Employment evidence can change quickly during relocation
A common pressure point is the employment transition. If you are moving from overseas employment to a UK role, the lender may want to know when the new salary starts, whether probation applies, how guaranteed the role is and whether there is a gap between jobs.
Even where the new income is strong, the way it is evidenced can affect lender choice. Some lenders are comfortable with signed contracts starting soon. Others want payslips from the new role or a longer settled period back in the UK.
Borrowers should therefore avoid assuming that future UK income will always be treated the same as current salaried income. It may be acceptable, but policy detail matters.
Deposit source, savings movement and anti-money-laundering checks
Returning expats also need to think about where the deposit is held and how it will be moved. Overseas savings, foreign bank statements and cross-border transfers are normal, but they need to be evidenced clearly. Lenders and conveyancers usually want a clean trail showing where the money came from and how it reached the purchase.
This becomes especially important if funds are being consolidated from several accounts, converted between currencies or supplemented by family support. None of those situations is unusual, but each one creates more scope for delay if the audit trail is weak.
The practical lesson is simple: treat deposit-source paperwork as an early task, not an afterthought once a property has already been found.

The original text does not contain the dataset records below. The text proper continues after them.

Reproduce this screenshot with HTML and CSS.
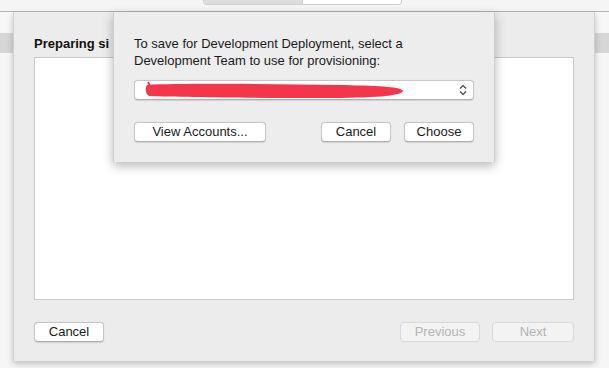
FILE: index.html
```html
<!DOCTYPE html>
<html lang="en">

<head>
    <meta charset="UTF-8">
    <meta name="viewport" content="width=device-width, initial-scale=1.0">
    <title>Development Team</title>
    <link rel="stylesheet" href="styles.css">
</head>

<body>
    <div class="titlebar">
        <div class="segmented">
            <span class="seg active"></span>
            <span class="seg"></span>
        </div>
    </div>

    <div class="stage">
        <div class="sheet">
            <div class="sheet-title">Preparing si</div>
            <div class="sheet-box"></div>
            <div class="sheet-footer">
                <button class="btn btn-cancel">Cancel</button>
                <div class="nav">
                    <button class="btn btn-prev" disabled>Previous</button>
                    <button class="btn btn-next" disabled>Next</button>
                </div>
            </div>
        </div>

        <div class="dialog">
            <p class="dialog-text">To save for Development Deployment, select a<br>Development Team to use for provisioning:</p>
            <div class="popup">
                <svg class="scribble" width="264" height="20" viewBox="0 0 264 20">
                    <path d="M4 4 C40 2 120 3 200 4 C240 5 258 6 260 10 C258 15 230 17 180 17 C110 17 40 16 6 15 C2 13 2 7 4 4 Z" fill="#f4364a"/>
                    <path d="M5 1 L7 5" stroke="#f4364a" stroke-width="2"/>
                </svg>
                <svg class="chevrons" width="8" height="12" viewBox="0 0 8 12">
                    <path d="M1 4.5 L4 1.5 L7 4.5 M1 7.5 L4 10.5 L7 7.5" fill="none" stroke="#444" stroke-width="1.2"/>
                </svg>
            </div>
            <div class="dialog-buttons">
                <button class="btn btn-accounts">View Accounts...</button>
                <div class="right">
                    <button class="btn btn-dcancel">Cancel</button>
                    <button class="btn btn-choose">Choose</button>
                </div>
            </div>
        </div>
    </div>
</body>

</html>
```

FILE: styles.css
```css
body {
    margin: 0;
    width: 609px;
    height: 368px;
    overflow: hidden;
    background-color: #f7f7f7;
    font-family: "Liberation Sans", Arial, sans-serif;
    font-size: 13px;
    color: #1a1a1a;
}

.titlebar {
    height: 11px;
    background-color: #f5f5f5;
    border-bottom: 1px solid #b4b4b4;
    display: flex;
    padding-left: 203px;
}

.segmented {
    display: flex;
    width: 197px;
    height: 4px;
    border: 1px solid #cfcfcf;
    border-top: none;
    border-radius: 0 0 4px 4px;
    overflow: hidden;
}

.seg {
    flex: 1;
    background-color: #ffffff;
}

.seg.active {
    background-color: #dcdcdc;
    border-right: 1px solid #cfcfcf;
}

.stage {
    position: relative;
    height: 356px;
    padding-left: 13px;
    background: linear-gradient(to bottom, #f7f7f7 0, #f7f7f7 21px, #d6d6d6 21px, #d6d6d6 41px, #f6f6f6 41px);
}

.sheet {
    width: 540px;
    height: 325px;
    padding: 24px 20px 0 20px;
    background-color: #ececec;
    border-left: 1px solid #d0d0d0;
    border-right: 1px solid #d0d0d0;
    box-shadow: 0 3px 6px rgba(0, 0, 0, 0.22);
    display: flex;
    flex-direction: column;
}

.sheet-title {
    height: 16px;
    line-height: 16px;
    font-size: 13px;
    font-weight: bold;
    color: #111;
    white-space: nowrap;
}

.sheet-box {
    margin-top: 5px;
    height: 241px;
    background-color: #ffffff;
    border: 1px solid #c9c9c9;
}

.sheet-footer {
    margin-top: 22px;
    display: flex;
    justify-content: space-between;
}

.nav {
    display: flex;
    gap: 12px;
}

.btn {
    height: 20px;
    padding: 0;
    font-family: "Liberation Sans", Arial, sans-serif;
    font-size: 13px;
    line-height: 18px;
    color: #1a1a1a;
    background-color: #ffffff;
    border: 1px solid #c6c6c6;
    border-bottom-color: #b0b0b0;
    border-radius: 4px;
    box-shadow: 0 0.5px 1px rgba(0, 0, 0, 0.12);
    text-align: center;
}

.btn:disabled {
    color: #b4b4b4;
    background-color: #f3f3f3;
    border-color: #d9d9d9;
    box-shadow: none;
}

.btn-cancel {
    width: 70px;
}

.btn-prev {
    width: 80px;
}

.btn-next {
    width: 82px;
}

.dialog {
    position: absolute;
    left: 113px;
    top: 0;
    width: 340px;
    height: 127px;
    padding: 23px 20px 0 20px;
    background-color: #ededed;
    border-left: 1px solid #cfcfcf;
    border-right: 1px solid #cfcfcf;
    box-shadow: 0 4px 10px rgba(0, 0, 0, 0.28);
}

.dialog-text {
    margin: 0;
    line-height: 17px;
    color: #1a1a1a;
}

.popup {
    position: relative;
    margin-top: 11px;
    height: 18px;
    background-color: #ffffff;
    border: 1px solid #c6c6c6;
    border-bottom-color: #b0b0b0;
    border-radius: 4px;
    box-shadow: 0 0.5px 1px rgba(0, 0, 0, 0.12);
}

.scribble {
    position: absolute;
    left: 8px;
    top: 0;
}

.chevrons {
    position: absolute;
    right: 6px;
    top: 3px;
}

.dialog-buttons {
    margin-top: 22px;
    display: flex;
    justify-content: space-between;
}

.dialog-buttons .right {
    display: flex;
    gap: 13px;
}

.btn-accounts {
    width: 132px;
}

.btn-dcancel {
    width: 70px;
}

.btn-choose {
    width: 70px;
}
```
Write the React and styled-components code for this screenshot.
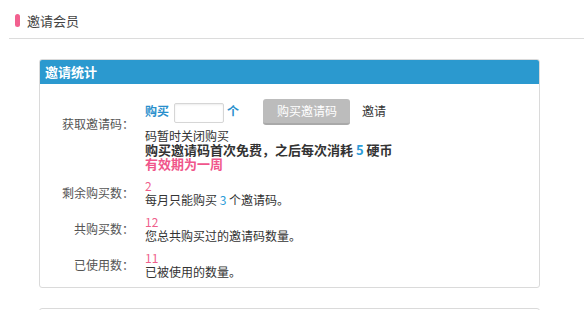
import React from "react";
import styled, { createGlobalStyle } from "styled-components";

const GlobalStyle = createGlobalStyle`
  html, body { margin: 0; padding: 0; background: #fff; }
  body {
    font-family: "Noto Sans CJK SC", "Liberation Sans", sans-serif;
    font-size: 12px;
    color: #333;
  }
`;

const Page = styled.div`
  width: 584px;
  height: 310px;
  overflow: hidden;
`;

const TopBar = styled.div`
  margin-left: 9px;
  height: 35px;
  padding: 3px 0 0 6px;
  border-bottom: 1px solid #dcdcdc;
  display: flex;
  align-items: center;
`;

const Pill = styled.span`
  width: 5px;
  height: 13px;
  border-radius: 3px;
  background: #f2608f;
  margin-right: 7px;
`;

const TopTitle = styled.h1`
  margin: 0;
  font-size: 13px;
  font-weight: normal;
  color: #444;
  line-height: 1;
`;

const Content = styled.div`
  padding: 20px 44px 0 39px;
  display: flex;
  flex-direction: column;
  gap: 20px;
`;

const Card = styled.section`
  border: 1px solid #dadada;
  border-radius: 3px;
  overflow: hidden;
  min-height: ${(p) => (p.$placeholder ? "40px" : "0")};
`;

const CardHead = styled.h2`
  margin: 0;
  height: 24px;
  background: #2b99cf;
  color: #fff;
  font-size: 13px;
  font-weight: bold;
  line-height: 24px;
  padding-left: 5px;
`;

const CardBody = styled.div`
  padding: 12px 0 8px;
  display: grid;
  grid-template-columns: 94px 250px;
  column-gap: 11px;
  row-gap: 8px;
`;

const Label = styled.div`
  text-align: right;
  color: #555;
  line-height: 14px;
  align-self: ${(p) => (p.$top ? "start" : "center")};
  padding-top: ${(p) => (p.$top ? "21px" : "0")};
`;

const Value = styled.div`
  line-height: 14px;
`;

const BuyLine = styled.div`
  line-height: 14px;
`;

const BlueStrong = styled.span`
  color: #2a8fcc;
  font-weight: bold;
`;

const CountInput = styled.input`
  display: inline-block;
  vertical-align: middle;
  box-sizing: border-box;
  width: 50px;
  height: 20px;
  margin: 0 3px 0 5px;
  padding: 0 4px;
  border: 1px solid #d6d6d6;
  border-radius: 2px;
  box-shadow: inset 0 1px 2px rgba(0, 0, 0, 0.08);
  background: #fff;
  outline: none;
  font: inherit;
`;

const BuyButton = styled.button`
  display: inline-block;
  vertical-align: middle;
  box-sizing: border-box;
  height: 26px;
  padding: 0 13px 0 14px;
  margin: 3px 12px 4px 24px;
  border: 0;
  border-bottom: 2px solid #a9a9a9;
  border-radius: 3px;
  background: #bcbcbc;
  color: #fff;
  font-family: inherit;
  font-size: 12px;
  line-height: 24px;
  cursor: default;
`;

const Note = styled.div`
  font-size: 13px;
  font-weight: bold;
  color: ${(p) => (p.$pink ? "#f0568b" : "#333")};
`;

const Blue = styled.span`
  color: #2a9bd8;
`;

const Num = styled.div`
  color: #ef5f8c;
`;

const Desc = styled.div`
  color: #333;
`;

export default function App() {
  return (
    <Page>
      <GlobalStyle />
      <TopBar>
        <Pill />
        <TopTitle>邀请会员</TopTitle>
      </TopBar>
      <Content>
        <Card>
          <CardHead>邀请统计</CardHead>
          <CardBody>
            <Label $top>获取邀请码：</Label>
            <Value>
              <BuyLine>
                <BlueStrong>购买</BlueStrong>
                <CountInput type="text" />
                <BlueStrong>个</BlueStrong>
                <BuyButton type="button">购买邀请码</BuyButton>
                邀请码暂时关闭购买
              </BuyLine>
              <Note>
                购买邀请码首次免费，之后每次消耗 <Blue>5</Blue> 硬币
              </Note>
              <Note $pink>有效期为一周</Note>
            </Value>

            <Label>剩余购买数：</Label>
            <Value>
              <Num>2</Num>
              <Desc>
                每月只能购买 <Blue>3</Blue> 个邀请码。
              </Desc>
            </Value>

            <Label>共购买数：</Label>
            <Value>
              <Num>12</Num>
              <Desc>您总共购买过的邀请码数量。</Desc>
            </Value>

            <Label>已使用数：</Label>
            <Value>
              <Num>11</Num>
              <Desc>已被使用的数量。</Desc>
            </Value>
          </CardBody>
        </Card>
        <Card $placeholder />
      </Content>
    </Page>
  );
}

- Keep clear statements for overseas savings accounts
- Document significant transfers and currency conversions
- Prepare evidence early if part of the deposit is gifted
Budgeting for the real cost of a return
Mortgage planning should also account for the wider cost of relocating. The purchase may sit alongside moving expenses, shipping, temporary accommodation, school changes, travel, furnishing and a period of readjustment to UK living costs.
That matters because a technically affordable mortgage can still feel too tight if the relocation itself absorbs more cash than expected. Returning households often benefit from protecting a larger cash buffer than they would use in a simple domestic move.
A lender’s maximum figure is therefore only one part of the decision. Your own comfort after the move matters just as much.
A practical return-to-UK mortgage strategy
Start by deciding which of three scenarios best describes you: buying while still abroad, buying after a confirmed UK role is in place, or buying after you have already returned and re-established UK residency. Each route can work, but they are not equally easy from a lending perspective.
Once the route is clear, map out the evidence the lender is likely to want: income proof, job contracts, passport and residency documents, deposit-source records and an honest view of when you will occupy the property. That usually produces a much more robust plan than beginning with headline mortgage rates alone.
The better the timeline and documentation are defined, the easier it becomes to choose whether to apply now or position the case for a stronger application a little later.